When I was in Switzerland, I got my first taste of full fat branded cola. OMG, it was delicious compared to the diet ones. I put on about 4lbs that week in Switzerland and promptly returned to diet cola upon returning to the UK.


My consumption was probably 2 litres a day, never less than 3 cans. And always also coffee.


A few months later when I stopped in the corner shop at 7am to get my normal ration for the day I was horrified that they didn't have any. But they did have a popular brand max sugar free cola. That for me was a game changer. OMG, it was amazing.  I loved it. From then on it was pretty much my only drink and I'd drink cans at work and straight from a 2l bottle at home or in my car. It was my constant companion. Goodness only knows how much I spent on that drink. Morning, noon and night. Holidays, everyday.


And unless I was at the gym, or a class or swimming when I'd drink water, that was all I drank for years.


I'm sad and embarrassed to say that I also drank it when I was pregnant. I argued that the main ingredient is water, so how bad could it be? If I knew how that would affect my son and his life, I definitely wouldn't have done. Even though they warn you, it's not real. It's someone else.  It wouldn't be that bad. My son has had a lot of health problems, I can't tell you the guilt I feel for not realising the impact of my actions on my child.


After a few years I'm off the max but on the coffee. My sleep and coffee dalliance really started to become an issue when I was providing a daily report for 4 weeks one year. I was getting up at 4am to create a consolidated overview report that couldn't be produced by the end of the day before but had to be available 1st thing the following day.


Eventually I was drinking up to 20 cups of instant coffee a day, and little else.


My sleep pattern started to be really affected and I was often awake before midnight after going to bed at 9pm. Then it would be broken sleep all night. I'd take a nap in the day time to catch up, then be awake until late, fall asleep at 2am, sleep til 5am, and it would just continue.  Being stupidly tired so drinking vast amounts of coffee, then sleeping badly and irregularly. And because of my poor sleep and lack of coffee when I was sleeping, I used to wake up with a caffeine headache.  I'd feel like I'd just been run over by a truck.  Until I had my first cup.


Two other big noticeable things were also going on in my body. Firstly my hair was dry and frizzy, scraggly, slow growing and falling out in handfuls.  I even had alopecia at one point when I was really stressed at work.  2nd, I was on and off depressed. Sometimes significantly worse than others, to the point of needing to take long term sickness from work a couple of times. I don't think I'm bipolar, but I was definitely happy and sad more often than I care to remember.


And every year my new years resolution was, lose weight, give up caffeine. I read loads online researching my rubbish hair condition. I eat healthily and exercise regularly so I knew it must be the caffeine. I knew I couldn't control my intake of it. I was addicted. I loved the taste and the high, or whatever it is it makes you feel.

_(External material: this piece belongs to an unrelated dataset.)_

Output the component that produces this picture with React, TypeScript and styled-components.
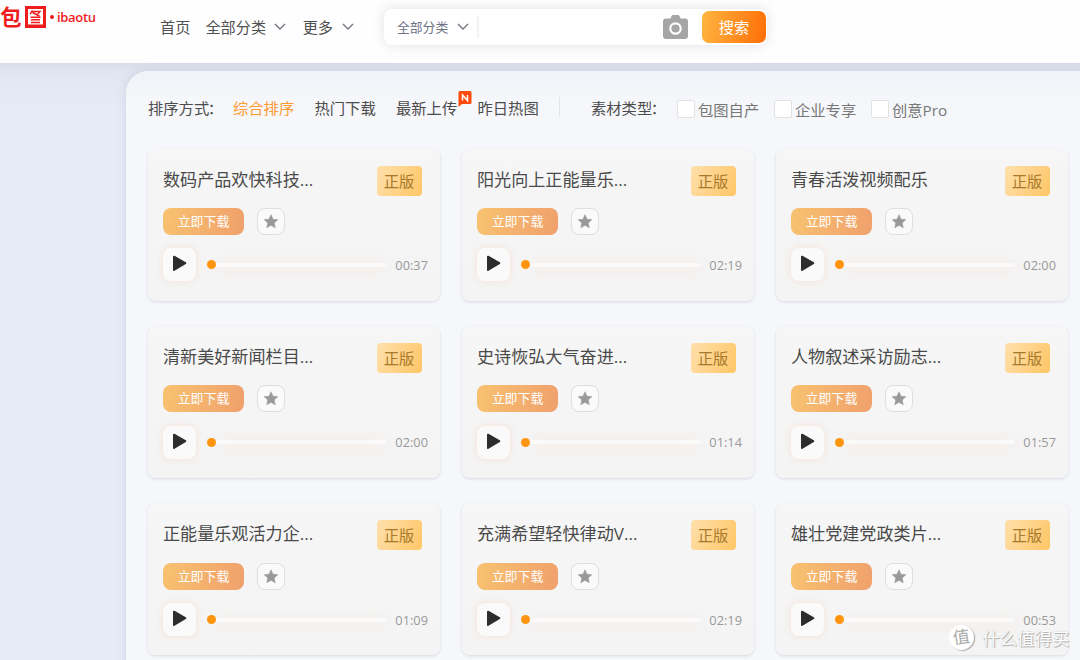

I read a lot about caffeine and a lot about water, how those liquids work in your body. What they do. After 35 odd years of telling myself I should stop drinking coffee and cola, I did. March 2023. I've been clean ever since. Apart from a very very small amount of chocolate and 1 coffee cake over that time.


I no longer wake up with a pounding head. My sleep has vastly improved. I'm rarely depressed or have low mood any more, and I'm much more calm and mellow as a person - few things annoy me any more. My hair is lovely and shiny and glossy again and it feels so soft to the straw feel of my previous hair texture.  My skin is smoother, shinier and clearer. My blood properly flows when I cut myself whereas it used to be very thick. More importantly than anything else, my memory issues don't seem to be getting any worse.


Getting off the caffeine was really easy to be honest. I spend nothing on caffeine drinks now and I never fancy one any more.  I love my redbush teas and water. If you are worried about or have noticed that you are suffering from any of the things I experienced, perhaps what has helped me will help you too. I'm currently as at Jan 2025, 22 months caffeine free. Good luck.